- **Brief**
Leaving the pictures aside, transcribe every line below exactly.

++++

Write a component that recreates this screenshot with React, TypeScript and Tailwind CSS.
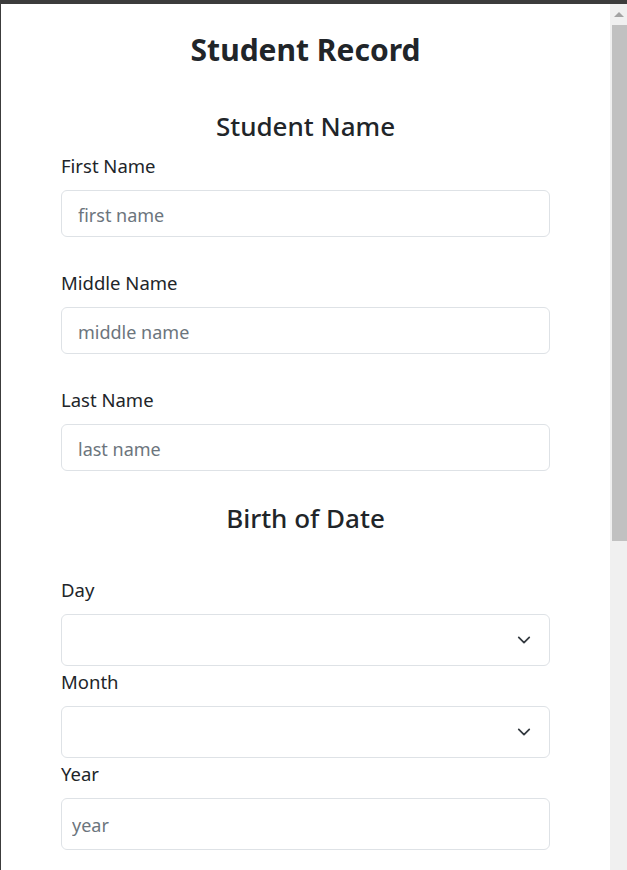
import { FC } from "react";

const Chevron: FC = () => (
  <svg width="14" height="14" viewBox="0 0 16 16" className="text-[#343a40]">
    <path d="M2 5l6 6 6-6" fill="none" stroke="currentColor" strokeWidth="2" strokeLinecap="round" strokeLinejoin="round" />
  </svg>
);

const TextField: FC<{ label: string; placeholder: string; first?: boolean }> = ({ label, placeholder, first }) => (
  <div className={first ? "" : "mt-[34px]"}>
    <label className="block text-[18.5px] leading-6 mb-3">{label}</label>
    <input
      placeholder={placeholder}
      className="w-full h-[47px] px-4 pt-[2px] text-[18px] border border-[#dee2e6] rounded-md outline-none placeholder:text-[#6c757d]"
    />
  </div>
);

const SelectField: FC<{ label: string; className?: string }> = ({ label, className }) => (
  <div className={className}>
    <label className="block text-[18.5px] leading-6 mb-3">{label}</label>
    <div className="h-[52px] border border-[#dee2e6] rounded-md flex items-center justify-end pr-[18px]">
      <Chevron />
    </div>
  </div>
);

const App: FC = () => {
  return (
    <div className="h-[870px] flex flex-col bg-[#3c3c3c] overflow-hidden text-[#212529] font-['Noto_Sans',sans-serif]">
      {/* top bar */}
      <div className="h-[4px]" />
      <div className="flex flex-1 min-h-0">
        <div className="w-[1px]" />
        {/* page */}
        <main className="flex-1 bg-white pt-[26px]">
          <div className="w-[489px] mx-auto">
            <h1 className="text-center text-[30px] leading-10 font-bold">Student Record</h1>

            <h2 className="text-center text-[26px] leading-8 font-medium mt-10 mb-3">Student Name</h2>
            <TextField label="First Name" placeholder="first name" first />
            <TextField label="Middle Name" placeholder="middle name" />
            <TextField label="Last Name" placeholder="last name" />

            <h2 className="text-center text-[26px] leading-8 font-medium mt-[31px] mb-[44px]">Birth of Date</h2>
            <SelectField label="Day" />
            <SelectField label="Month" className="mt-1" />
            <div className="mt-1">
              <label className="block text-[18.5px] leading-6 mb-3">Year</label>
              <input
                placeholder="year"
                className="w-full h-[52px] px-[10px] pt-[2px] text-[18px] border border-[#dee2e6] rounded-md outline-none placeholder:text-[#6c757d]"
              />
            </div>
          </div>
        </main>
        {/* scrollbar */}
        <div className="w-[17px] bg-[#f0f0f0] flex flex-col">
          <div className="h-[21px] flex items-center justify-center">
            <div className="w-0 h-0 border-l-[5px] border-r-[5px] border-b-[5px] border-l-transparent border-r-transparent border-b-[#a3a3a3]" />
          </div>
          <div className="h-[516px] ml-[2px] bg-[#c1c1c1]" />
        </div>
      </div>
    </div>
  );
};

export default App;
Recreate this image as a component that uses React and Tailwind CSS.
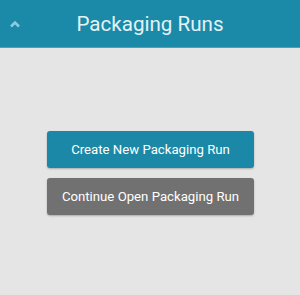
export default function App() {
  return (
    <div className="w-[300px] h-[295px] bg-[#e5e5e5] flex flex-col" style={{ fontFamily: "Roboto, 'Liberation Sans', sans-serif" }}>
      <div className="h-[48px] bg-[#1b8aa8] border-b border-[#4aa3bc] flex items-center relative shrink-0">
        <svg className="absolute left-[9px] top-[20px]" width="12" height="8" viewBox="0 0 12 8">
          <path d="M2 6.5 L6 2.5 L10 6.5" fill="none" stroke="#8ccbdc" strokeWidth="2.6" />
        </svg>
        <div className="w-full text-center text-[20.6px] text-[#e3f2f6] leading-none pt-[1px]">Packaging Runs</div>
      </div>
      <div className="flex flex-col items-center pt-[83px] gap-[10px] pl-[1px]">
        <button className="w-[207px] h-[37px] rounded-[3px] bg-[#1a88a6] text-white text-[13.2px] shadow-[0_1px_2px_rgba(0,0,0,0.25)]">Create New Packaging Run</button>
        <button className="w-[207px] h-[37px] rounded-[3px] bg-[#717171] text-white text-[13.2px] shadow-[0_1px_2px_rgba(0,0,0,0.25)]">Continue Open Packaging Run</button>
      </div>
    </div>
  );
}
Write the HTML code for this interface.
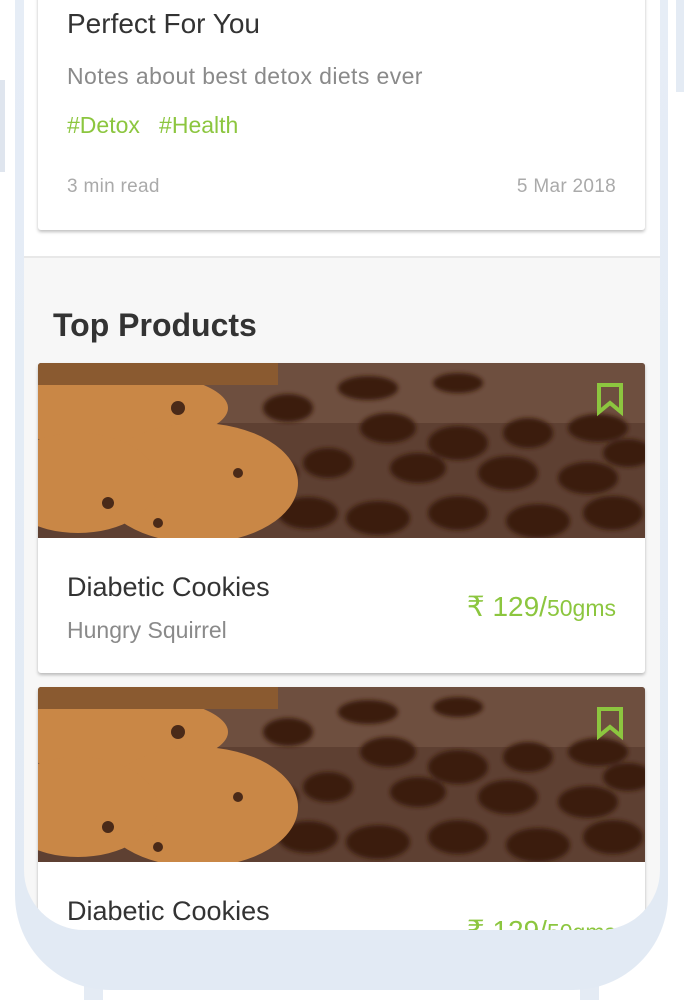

++++

- **Result**
Write a component that recreates this screenshot with React, TypeScript and Tailwind CSS.
import { FC } from "react";

const Chevron: FC = () => (
  <svg width="14" height="14" viewBox="0 0 16 16" className="text-[#343a40]">
    <path d="M2 5l6 6 6-6" fill="none" stroke="currentColor" strokeWidth="2" strokeLinecap="round" strokeLinejoin="round" />
  </svg>
);

const TextField: FC<{ label: string; placeholder: string; first?: boolean }> = ({ label, placeholder, first }) => (
  <div className={first ? "" : "mt-[34px]"}>
    <label className="block text-[18.5px] leading-6 mb-3">{label}</label>
    <input
      placeholder={placeholder}
      className="w-full h-[47px] px-4 pt-[2px] text-[18px] border border-[#dee2e6] rounded-md outline-none placeholder:text-[#6c757d]"
    />
  </div>
);

const SelectField: FC<{ label: string; className?: string }> = ({ label, className }) => (
  <div className={className}>
    <label className="block text-[18.5px] leading-6 mb-3">{label}</label>
    <div className="h-[52px] border border-[#dee2e6] rounded-md flex items-center justify-end pr-[18px]">
      <Chevron />
    </div>
  </div>
);

const App: FC = () => {
  return (
    <div className="h-[870px] flex flex-col bg-[#3c3c3c] overflow-hidden text-[#212529] font-['Noto_Sans',sans-serif]">
      {/* top bar */}
      <div className="h-[4px]" />
      <div className="flex flex-1 min-h-0">
        <div className="w-[1px]" />
        {/* page */}
        <main className="flex-1 bg-white pt-[26px]">
          <div className="w-[489px] mx-auto">
            <h1 className="text-center text-[30px] leading-10 font-bold">Student Record</h1>

            <h2 className="text-center text-[26px] leading-8 font-medium mt-10 mb-3">Student Name</h2>
            <TextField label="First Name" placeholder="first name" first />
            <TextField label="Middle Name" placeholder="middle name" />
            <TextField label="Last Name" placeholder="last name" />

            <h2 className="text-center text-[26px] leading-8 font-medium mt-[31px] mb-[44px]">Birth of Date</h2>
            <SelectField label="Day" />
            <SelectField label="Month" className="mt-1" />
            <div className="mt-1">
              <label className="block text-[18.5px] leading-6 mb-3">Year</label>
              <input
                placeholder="year"
                className="w-full h-[52px] px-[10px] pt-[2px] text-[18px] border border-[#dee2e6] rounded-md outline-none placeholder:text-[#6c757d]"
              />
            </div>
          </div>
        </main>
        {/* scrollbar */}
        <div className="w-[17px] bg-[#f0f0f0] flex flex-col">
          <div className="h-[21px] flex items-center justify-center">
            <div className="w-0 h-0 border-l-[5px] border-r-[5px] border-b-[5px] border-l-transparent border-r-transparent border-b-[#a3a3a3]" />
          </div>
          <div className="h-[516px] ml-[2px] bg-[#c1c1c1]" />
        </div>
      </div>
    </div>
  );
};

export default App;
Recreate this image as a component that uses React and Tailwind CSS.
export default function App() {
  return (
    <div className="w-[300px] h-[295px] bg-[#e5e5e5] flex flex-col" style={{ fontFamily: "Roboto, 'Liberation Sans', sans-serif" }}>
      <div className="h-[48px] bg-[#1b8aa8] border-b border-[#4aa3bc] flex items-center relative shrink-0">
        <svg className="absolute left-[9px] top-[20px]" width="12" height="8" viewBox="0 0 12 8">
          <path d="M2 6.5 L6 2.5 L10 6.5" fill="none" stroke="#8ccbdc" strokeWidth="2.6" />
        </svg>
        <div className="w-full text-center text-[20.6px] text-[#e3f2f6] leading-none pt-[1px]">Packaging Runs</div>
      </div>
      <div className="flex flex-col items-center pt-[83px] gap-[10px] pl-[1px]">
        <button className="w-[207px] h-[37px] rounded-[3px] bg-[#1a88a6] text-white text-[13.2px] shadow-[0_1px_2px_rgba(0,0,0,0.25)]">Create New Packaging Run</button>
        <button className="w-[207px] h-[37px] rounded-[3px] bg-[#717171] text-white text-[13.2px] shadow-[0_1px_2px_rgba(0,0,0,0.25)]">Continue Open Packaging Run</button>
      </div>
    </div>
  );
}
Write the HTML code for this interface.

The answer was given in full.